New York City’s Plan to Become #1 City in Digital Tech
Yesterday, New York City mayor Mike Bloomberg and NYC chief digital officer Rachel Sterne unveiled an ambitious set of proposals for becoming the #1 digital city in America. Following a 90-day review of the city’s current place and progress in digital initiatives, here’s the ambitious set of objectives they’ve come up with: (via TechCrunch via Marketing Pilgrim)
Before the end of July, to launch the city’s first, “streamlined” Facebook page, and integrate Facebook sharing features on Nyc.gov, eventually creating opportunities for New Yorkers to voice their opinions, engage in discussions, ask questions and participate in citywide polls via Facebook.
Add public spaces to Foursquare, and launch a custom Foursquare badge encouraging visits to City spaces such as parks and cultural centers.
Develop a partnership between Foursquare and NYC’s Department of Small Business Services to distribute a small business, Foursquare tool-kit for local companies.
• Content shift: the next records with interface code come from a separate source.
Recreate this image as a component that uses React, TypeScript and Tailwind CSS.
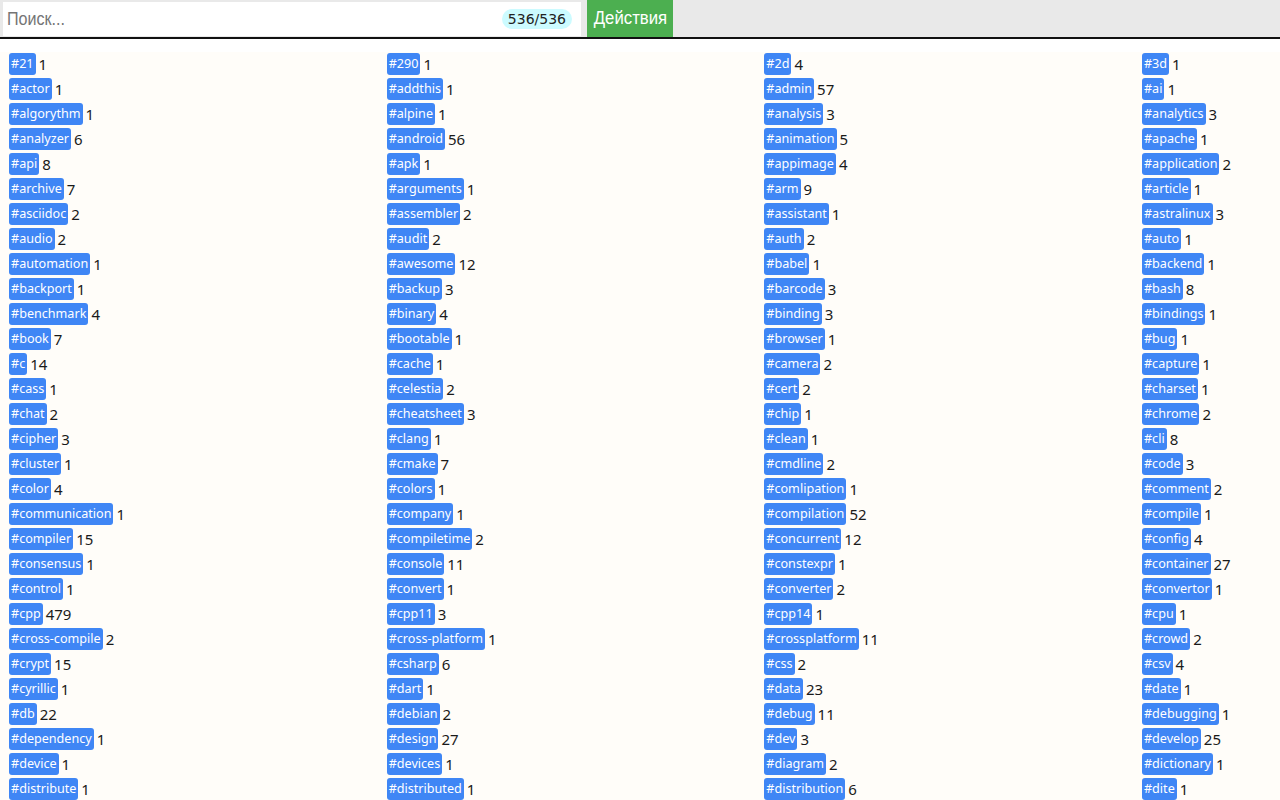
import React from "react";

const raw: string[] = [
  "21 1|290 1|2d 4|3d 1",
  "actor 1|addthis 1|admin 57|ai 1",
  "algorythm 1|alpine 1|analysis 3|analytics 3",
  "analyzer 6|android 56|animation 5|apache 1",
  "api 8|apk 1|appimage 4|application 2",
  "archive 7|arguments 1|arm 9|article 1",
  "asciidoc 2|assembler 2|assistant 1|astralinux 3",
  "audio 2|audit 2|auth 2|auto 1",
  "automation 1|awesome 12|babel 1|backend 1",
  "backport 1|backup 3|barcode 3|bash 8",
  "benchmark 4|binary 4|binding 3|bindings 1",
  "book 7|bootable 1|browser 1|bug 1",
  "c 14|cache 1|camera 2|capture 1",
  "cass 1|celestia 2|cert 2|charset 1",
  "chat 2|cheatsheet 3|chip 1|chrome 2",
  "cipher 3|clang 1|clean 1|cli 8",
  "cluster 1|cmake 7|cmdline 2|code 3",
  "color 4|colors 1|comlipation 1|comment 2",
  "communication 1|company 1|compilation 52|compile 1",
  "compiler 15|compiletime 2|concurrent 12|config 4",
  "consensus 1|console 11|constexpr 1|container 27",
  "control 1|convert 1|converter 2|convertor 1",
  "cpp 479|cpp11 3|cpp14 1|cpu 1",
  "cross-compile 2|cross-platform 1|crossplatform 11|crowd 2",
  "crypt 15|csharp 6|css 2|csv 4",
  "cyrillic 1|dart 1|data 23|date 1",
  "db 22|debian 2|debug 11|debugging 1",
  "dependency 1|design 27|dev 3|develop 25",
  "device 1|devices 1|diagram 2|dictionary 1",
  "distribute 1|distributed 1|distribution 6|dite 1",
];

const items = raw.flatMap((row) =>
  row.split("|").map((cell) => {
    const [tag, count] = cell.split(" ");
    return { tag, count };
  })
);

export default function App() {
  return (
    <div className="h-screen overflow-hidden bg-white font-['Noto_Sans',sans-serif]">
      <div className="flex h-[39px] items-start border-b-2 border-[#111] bg-[#e9e9e9]">
        <div className="ml-[3px] mt-[2px] flex h-[34px] w-[578px] items-center justify-between bg-white pl-[4px] pr-[9px]">
          <span className="origin-left scale-x-[0.87] font-['Liberation_Sans',Arial,sans-serif] text-[18.5px] text-[#757575]">
            Поиск...
          </span>
          <span className="rounded-full bg-[#ccfbff] px-[6px] font-['DejaVu_Sans',sans-serif] text-[14px] leading-[20px] text-[#222]">
            536/536
          </span>
        </div>
        <div className="ml-[6px] flex h-[37px] w-[86px] items-center justify-center bg-[#4caf50]">
          <span className="scale-x-[0.93] font-['Liberation_Sans',Arial,sans-serif] text-[18px] text-white">
            Действия
          </span>
        </div>
      </div>
      <div className="mt-[13px] bg-[#fffdf9] pl-[9px] pt-px">
        <div className="grid grid-cols-[repeat(4,377.67px)] gap-y-[3px]">
          {items.map((it) => (
            <div key={it.tag} className="flex h-[22px] items-center whitespace-nowrap">
              <span className="flex h-[22px] items-center rounded-[3px] bg-[#3f86f5] px-[2px] text-[12.6px] text-white">
                #{it.tag}
              </span>
              <span className="ml-[3px] text-[15px] text-[#1a1a1a]">{it.count}</span>
            </div>
          ))}
        </div>
      </div>
    </div>
  );
}
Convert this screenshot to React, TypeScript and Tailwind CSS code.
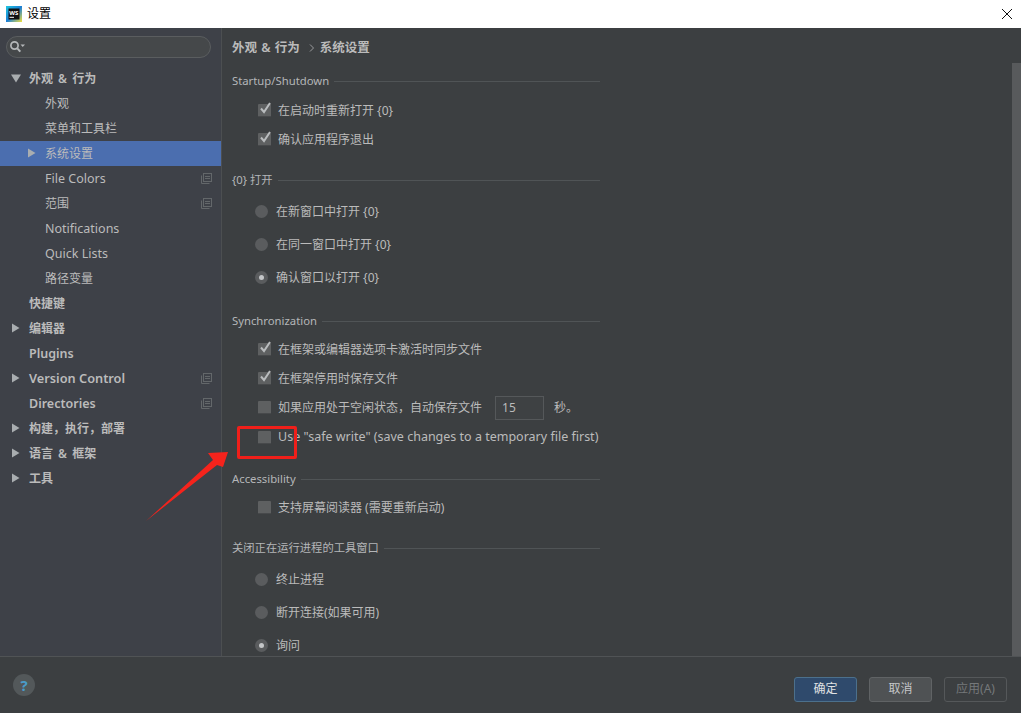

Launch an @nycgov Twitter account to provide residents with a “one-stop shop” for real-time updates on City news and services.
Become the first city to use Twitter’s just-announced Fast Follow service, which will allow New Yorkers to receive @nycgov Twitter updates via SMS by texting “follow nycgov” to 40404. (Neither a computer nor Twitter account is required to receive @nycgov Tweets via SMS text message.)
Begin training city agencies that currently use social media, working with Tumblr, in particular to build city agency pages and train them in social media design and best practices.
Redesign NYC.gov, hosting a hackathon at the local co-work space and incubator, General Assemb.ly, to gather ideas for this effort.
Create an advisory group within NYC government called SMART (Social Media Advisory & Research Taskforce) to manage the city’s social media feeds, evaluate new platforms and make recommendations on social media tools and strategies to all city agencies…updating guidelines and policies
Increase digital access among New Yorkers by introducing WiFi to more public spaces through federally funded initiatives, launching education and outreach efforts to increase broadband internet adoption and supporting more broadband choices citywide.
While some of these services admittedly remain a little niche — how many of New York City’s 8.2 million inhabitants actually use Tumblr or Foursquare, for instance? — given the glacial pace at which so many government bodies adopt new technology and media, it’s heartening to see the city take at least them seriously. Even if one dismisses the social media channels as so much foofaraw, a good city website can make a big difference to inhabitants, and nyc.gov — which got more than 200 million pageviews in 2010 — is better than many. Of course, a spiffy online presence is not the same thing as the civic and social measures needed to effect long-term change, but considering the singularity of political will needed to get much of anything done in New York, focusing on the achievable for now seems a good start.